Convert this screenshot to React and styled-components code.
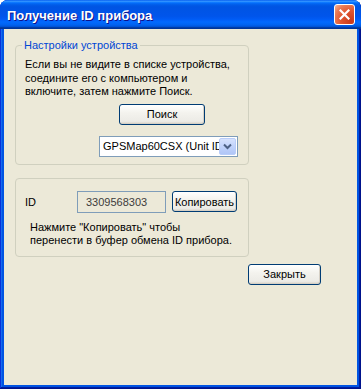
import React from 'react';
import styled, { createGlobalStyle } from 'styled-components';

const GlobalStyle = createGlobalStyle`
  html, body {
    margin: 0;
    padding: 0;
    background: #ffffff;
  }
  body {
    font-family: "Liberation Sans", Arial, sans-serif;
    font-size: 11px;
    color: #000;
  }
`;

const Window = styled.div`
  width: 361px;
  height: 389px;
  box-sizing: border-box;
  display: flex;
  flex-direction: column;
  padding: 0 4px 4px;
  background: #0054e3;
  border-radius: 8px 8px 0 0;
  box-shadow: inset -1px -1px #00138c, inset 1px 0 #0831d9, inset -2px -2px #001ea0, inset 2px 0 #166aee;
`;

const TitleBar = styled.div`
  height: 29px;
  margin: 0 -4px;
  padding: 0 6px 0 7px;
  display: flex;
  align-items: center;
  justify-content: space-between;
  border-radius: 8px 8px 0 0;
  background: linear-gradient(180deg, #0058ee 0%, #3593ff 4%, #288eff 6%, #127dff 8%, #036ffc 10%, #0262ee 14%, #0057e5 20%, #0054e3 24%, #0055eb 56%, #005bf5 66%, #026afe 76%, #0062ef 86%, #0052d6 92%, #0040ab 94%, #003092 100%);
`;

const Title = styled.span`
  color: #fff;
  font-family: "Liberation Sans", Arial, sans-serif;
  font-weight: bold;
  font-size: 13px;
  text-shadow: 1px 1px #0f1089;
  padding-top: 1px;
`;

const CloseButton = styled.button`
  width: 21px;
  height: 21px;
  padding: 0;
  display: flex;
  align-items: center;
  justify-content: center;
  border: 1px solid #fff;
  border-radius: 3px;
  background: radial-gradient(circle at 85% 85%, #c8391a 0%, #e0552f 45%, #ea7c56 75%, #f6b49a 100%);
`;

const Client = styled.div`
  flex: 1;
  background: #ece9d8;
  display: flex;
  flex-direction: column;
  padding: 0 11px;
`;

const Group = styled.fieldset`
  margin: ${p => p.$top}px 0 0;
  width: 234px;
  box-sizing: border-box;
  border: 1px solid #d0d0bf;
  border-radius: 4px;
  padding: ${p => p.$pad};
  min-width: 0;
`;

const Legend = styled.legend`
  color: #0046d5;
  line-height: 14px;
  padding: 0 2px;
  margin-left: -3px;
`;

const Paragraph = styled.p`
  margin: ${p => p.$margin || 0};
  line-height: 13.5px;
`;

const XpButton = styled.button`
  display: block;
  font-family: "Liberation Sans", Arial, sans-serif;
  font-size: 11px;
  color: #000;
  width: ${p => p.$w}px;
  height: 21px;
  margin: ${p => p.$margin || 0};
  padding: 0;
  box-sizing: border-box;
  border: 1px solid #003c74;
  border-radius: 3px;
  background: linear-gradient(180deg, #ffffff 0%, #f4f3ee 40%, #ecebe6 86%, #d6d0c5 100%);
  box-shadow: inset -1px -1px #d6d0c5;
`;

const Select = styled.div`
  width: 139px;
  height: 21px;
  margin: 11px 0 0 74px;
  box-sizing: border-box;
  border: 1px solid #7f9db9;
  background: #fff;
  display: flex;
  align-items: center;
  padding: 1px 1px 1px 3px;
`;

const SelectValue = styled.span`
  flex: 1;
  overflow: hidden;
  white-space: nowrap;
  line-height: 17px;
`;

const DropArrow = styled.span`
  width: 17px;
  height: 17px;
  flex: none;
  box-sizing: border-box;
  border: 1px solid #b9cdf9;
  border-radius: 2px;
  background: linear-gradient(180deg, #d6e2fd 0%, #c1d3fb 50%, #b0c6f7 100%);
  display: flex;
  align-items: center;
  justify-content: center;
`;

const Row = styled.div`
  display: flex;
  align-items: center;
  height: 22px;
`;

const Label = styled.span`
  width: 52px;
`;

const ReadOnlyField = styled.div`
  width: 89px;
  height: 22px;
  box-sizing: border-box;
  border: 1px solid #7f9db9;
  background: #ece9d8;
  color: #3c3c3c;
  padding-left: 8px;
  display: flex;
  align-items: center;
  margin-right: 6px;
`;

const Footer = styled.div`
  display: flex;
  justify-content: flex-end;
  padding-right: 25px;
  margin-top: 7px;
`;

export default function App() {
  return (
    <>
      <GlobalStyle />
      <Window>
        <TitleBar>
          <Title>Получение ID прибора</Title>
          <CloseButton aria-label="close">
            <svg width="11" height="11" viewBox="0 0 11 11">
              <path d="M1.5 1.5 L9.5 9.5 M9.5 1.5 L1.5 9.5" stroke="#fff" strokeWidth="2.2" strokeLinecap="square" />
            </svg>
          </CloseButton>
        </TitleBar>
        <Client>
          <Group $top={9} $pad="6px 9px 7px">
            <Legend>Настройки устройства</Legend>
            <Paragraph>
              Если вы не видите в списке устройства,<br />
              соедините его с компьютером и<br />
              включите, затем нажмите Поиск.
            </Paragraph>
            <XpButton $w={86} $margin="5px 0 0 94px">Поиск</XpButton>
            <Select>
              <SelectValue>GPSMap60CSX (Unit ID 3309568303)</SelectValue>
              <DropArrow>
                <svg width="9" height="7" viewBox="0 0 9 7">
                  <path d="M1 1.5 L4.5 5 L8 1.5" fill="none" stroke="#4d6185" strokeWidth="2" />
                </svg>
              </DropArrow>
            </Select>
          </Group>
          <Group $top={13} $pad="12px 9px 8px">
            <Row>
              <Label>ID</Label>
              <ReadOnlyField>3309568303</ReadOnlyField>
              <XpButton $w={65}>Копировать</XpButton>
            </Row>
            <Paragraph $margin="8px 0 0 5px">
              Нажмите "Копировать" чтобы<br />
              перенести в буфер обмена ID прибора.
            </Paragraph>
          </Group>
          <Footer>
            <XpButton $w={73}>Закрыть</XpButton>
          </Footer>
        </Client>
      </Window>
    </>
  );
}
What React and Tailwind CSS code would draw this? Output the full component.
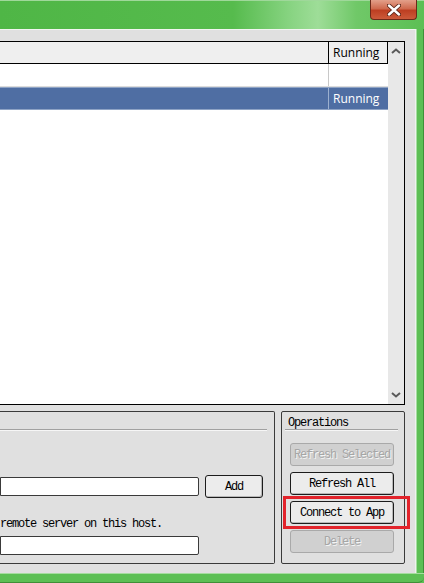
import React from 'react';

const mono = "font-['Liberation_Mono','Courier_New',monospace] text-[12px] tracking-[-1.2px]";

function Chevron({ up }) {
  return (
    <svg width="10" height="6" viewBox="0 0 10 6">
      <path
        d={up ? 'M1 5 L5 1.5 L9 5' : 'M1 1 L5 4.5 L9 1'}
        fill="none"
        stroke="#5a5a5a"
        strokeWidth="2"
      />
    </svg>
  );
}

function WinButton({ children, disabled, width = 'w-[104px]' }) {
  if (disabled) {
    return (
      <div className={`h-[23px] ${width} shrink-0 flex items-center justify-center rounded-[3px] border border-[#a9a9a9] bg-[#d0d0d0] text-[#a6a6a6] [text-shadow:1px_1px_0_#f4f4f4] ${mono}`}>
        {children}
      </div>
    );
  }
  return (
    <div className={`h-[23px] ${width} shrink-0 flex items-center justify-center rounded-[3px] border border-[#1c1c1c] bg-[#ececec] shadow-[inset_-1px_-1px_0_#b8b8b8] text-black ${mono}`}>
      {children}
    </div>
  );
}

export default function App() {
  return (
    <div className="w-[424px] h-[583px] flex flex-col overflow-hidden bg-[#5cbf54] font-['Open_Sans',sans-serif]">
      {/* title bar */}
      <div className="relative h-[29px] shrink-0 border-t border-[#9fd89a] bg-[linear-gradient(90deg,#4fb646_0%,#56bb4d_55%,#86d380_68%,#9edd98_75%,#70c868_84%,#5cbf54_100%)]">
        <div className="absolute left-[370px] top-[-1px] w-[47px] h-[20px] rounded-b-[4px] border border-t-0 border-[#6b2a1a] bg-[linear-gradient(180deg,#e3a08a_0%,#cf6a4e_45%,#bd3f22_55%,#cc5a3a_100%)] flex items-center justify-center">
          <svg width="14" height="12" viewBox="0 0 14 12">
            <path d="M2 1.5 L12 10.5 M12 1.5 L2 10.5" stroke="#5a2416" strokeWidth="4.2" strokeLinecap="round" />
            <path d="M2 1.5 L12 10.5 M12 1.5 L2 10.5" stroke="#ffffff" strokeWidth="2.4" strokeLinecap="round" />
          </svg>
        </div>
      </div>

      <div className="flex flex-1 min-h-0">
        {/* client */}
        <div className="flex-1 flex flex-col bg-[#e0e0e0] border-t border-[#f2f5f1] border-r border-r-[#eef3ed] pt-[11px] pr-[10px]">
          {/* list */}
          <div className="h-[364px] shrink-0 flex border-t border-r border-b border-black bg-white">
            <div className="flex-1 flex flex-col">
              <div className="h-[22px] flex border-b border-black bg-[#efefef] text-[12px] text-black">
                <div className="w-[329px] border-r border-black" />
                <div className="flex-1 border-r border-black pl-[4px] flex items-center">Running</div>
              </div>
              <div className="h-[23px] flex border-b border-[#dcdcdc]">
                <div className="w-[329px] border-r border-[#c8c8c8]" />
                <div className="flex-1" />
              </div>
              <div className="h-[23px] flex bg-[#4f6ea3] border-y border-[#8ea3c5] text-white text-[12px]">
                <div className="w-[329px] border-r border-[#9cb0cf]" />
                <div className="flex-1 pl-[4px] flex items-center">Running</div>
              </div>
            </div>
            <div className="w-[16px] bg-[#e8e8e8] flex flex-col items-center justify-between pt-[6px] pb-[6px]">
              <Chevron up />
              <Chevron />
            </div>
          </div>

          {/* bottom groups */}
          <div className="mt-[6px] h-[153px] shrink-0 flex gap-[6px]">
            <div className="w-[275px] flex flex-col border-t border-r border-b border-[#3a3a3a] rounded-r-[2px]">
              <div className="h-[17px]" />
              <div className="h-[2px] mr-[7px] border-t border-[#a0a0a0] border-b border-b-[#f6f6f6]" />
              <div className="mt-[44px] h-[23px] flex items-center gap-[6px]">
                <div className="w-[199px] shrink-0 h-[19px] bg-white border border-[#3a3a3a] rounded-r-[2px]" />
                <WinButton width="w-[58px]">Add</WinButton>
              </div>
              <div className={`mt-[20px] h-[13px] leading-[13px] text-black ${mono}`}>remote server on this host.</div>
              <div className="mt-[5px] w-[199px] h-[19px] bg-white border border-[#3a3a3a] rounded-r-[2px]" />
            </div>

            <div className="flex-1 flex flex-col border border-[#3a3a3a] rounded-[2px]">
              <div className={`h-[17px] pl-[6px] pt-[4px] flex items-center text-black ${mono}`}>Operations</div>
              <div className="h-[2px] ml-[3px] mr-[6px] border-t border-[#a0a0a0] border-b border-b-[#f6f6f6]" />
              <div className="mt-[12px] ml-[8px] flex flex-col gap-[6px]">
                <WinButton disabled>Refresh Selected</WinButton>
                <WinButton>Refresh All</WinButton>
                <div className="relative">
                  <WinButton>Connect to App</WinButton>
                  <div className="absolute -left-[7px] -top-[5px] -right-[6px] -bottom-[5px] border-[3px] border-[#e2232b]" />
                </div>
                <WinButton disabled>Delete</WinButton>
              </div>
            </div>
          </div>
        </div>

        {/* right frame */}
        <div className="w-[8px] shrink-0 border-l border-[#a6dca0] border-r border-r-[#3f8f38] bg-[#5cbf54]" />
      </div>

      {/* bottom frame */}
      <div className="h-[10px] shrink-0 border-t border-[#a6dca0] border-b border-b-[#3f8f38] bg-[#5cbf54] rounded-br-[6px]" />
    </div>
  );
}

◆ ◆ ◆ ◆ ◆ ◆ ◆

* _Exercise directions_: In how many lines of the data does the string "components" appear? Give only the number.

* _Correct output_: 2